My selection as an Oberlin Shansi Rep to Indonesia came as a surprise to many, and no one more than me. The truth is that I had never shown much interest in Asia. At Oberlin I was preoccupied by other things, mostly American politics and the government’s assault on student financial aid. After ten months of full-time politicking in Washington, I returned to Oberlin for my senior year deeply disenchanted with Ronald Reagan’s America. I wanted to do something else, and to be somewhere else. A friend encouraged me to apply to Shansi. It was the luckiest of lucky breaks.

Before I boarded the flight to Jakarta in September 1983 I had never been outside of the United States. Two months of language training in Athens, Ohio had given me a vague idea of what to expect in distant Java. Amrih Widodo, my Indonesian teacher and subsequently mentor to and friend of many Shansi Reps, told me that Indonesia would give me more than I would ever be able to give back. He was certainly right about that.

Still, I was totally unprepared for the crush of humanity at Jakarta’s Halim Airport, and the scrum of touts that pounced on me and my luggage as I emerged from the terminal doors. Somehow I managed to get to the Menteng Hotel, where I witnessed an oversized rat execute a bellyflop into the hotel pool. That night I wondered if I had made a huge mistake.

I hadn’t. Yogyakarta in the early 1980s was the perfect cure for disenchantment of just about any kind. Already a big city population-wise, Yogya still retained its older ways and rhythms.

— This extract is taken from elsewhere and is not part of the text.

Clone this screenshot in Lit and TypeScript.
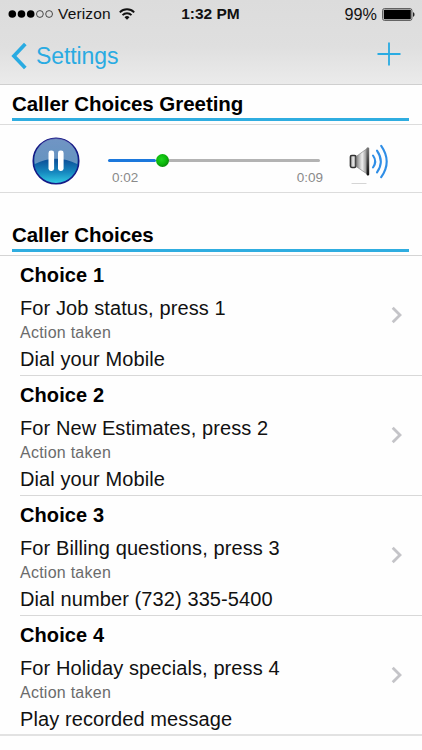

Bicycle traffic had not yet succumbed to the onslaught of motorbikes and cars. Afternoon naps and early evening baths were de rigueur. The Ambarukmo was the swankiest hotel in town, but it, too, was fraying at the edges. Yet surrounding this unassuming Javanese city were, and are, some of the most spectacular sights in the region. Mount Merapi, an active volcano and mainstay of Javanese mythology, is visible on the northern horizon. Further to the northwest are the 9th-century Buddhist temple Borobudur and the ethereal Dieng Plateau. To the east is the Hindu temple complex of Prambanan. The beach and the Indian Ocean are just a short ride to the south.

Yogya itself was a city of simple pleasures. Many an afternoon swim was followed by an evening of fried noodles at the Bakmi Gadjah Mada, or gudeg on Jalan Malioboro. Most of the international volunteers and teachers in town had moved from the institutional housing provided by the university to the kampung on the road to Kaliurang. There we enjoyed cool tropical evenings under the banana trees and environs that at least felt more authentically Javanese. As Shansi Reps our main responsibility was to spend a few hours each day teaching English to bright and highly motivated Gadjah Mada University lecturers preparing for overseas study.

Most memorable for me were the discussions held late into the night with Yogya’s scholars, writers, artists, activists and con artists, groups among which there appeared to be a considerable amount of overlap. The regular venue for these impromptu meetings was the home of Bakdi Soemanto, a writer and lecturer in English literature who eventually spent a year in Oberlin as a Fulbright Scholar. Bakdi’s intellectual energy and taste for the absurd turned these sessions into a cross between a graduate seminar and an episode of Monty Python’s Flying Circus. Earnest discussion of Saussure was interspersed with gossip about senior military figures, the latest supernatural experiences of the local mystics (mostly Javanese Jesuits) and trenchant criticism of the work of anyone who didn’t happen to be in the room at the time. All was fuelled by coffee, jasmine tea and kretek cigarettes (nothing stronger) and punctuated by Bakdi’s thunderous laugh.

We translated Langston Hughes into Indonesian and Javanese poems into English. I agonized less about American politics and began to read about development. A local teacher’s training college traded access to books in exchange for a few hours of teaching per week. The catalogue was patchy, but I was starting from scratch. Barrington Moore was a revelation. Fellow Shansi Rep Jeffrey Winters (’82) and I tested our theories out on one another, first in Yogya and then through the post after his return to the United States and Yale. Twenty years later we co-edited a book on the future of the World Bank (Reinventing the World Bank, Cornell University Press, 2002), based partly on our subsequent experiences in Indonesia.

I spent the fall of 1985 in Oberlin as a Returned Rep, but I couldn’t wait to get back to Indonesia. A Fulbright studentship paid my way to Jakarta, but I spent most of my time stringing for the wire services. When my editors told me to stop explaining and start reporting, I decided it was time for grad school. After a few years at Cambridge University it was back to Indonesia for fieldwork. I met new Shansi Reps John Kurtz (’88) and Peter Riggs (’85), still close friends and occasional co-conspirators. John and I still laugh about the time he came to Jakarta from Yogya on the night train, borrowed my shoes and embarked on his international business career.

In the years since, I have moved between academia and development work in Southeast Asia. My wife Huong and I met in Vietnam in the mid-1990s. Now we have three boys, our own young citizens of the universe. We spent six years in London and then returned to Hanoi, where I worked for the United Nations Development Program. From there I joined Harvard’s Vietnam Program in Ho Chi Minh City, teaching development policy to bright and highly motivated Vietnamese graduate students. In many ways I am still a Shansi Rep. I am still enchanted by Southeast Asia, a part of the world that has given me more than I could ever give back. My closest friends are still former Shansi Reps and other permanent or occasional exiles. For me, Shansi was the luckiest of lucky breaks.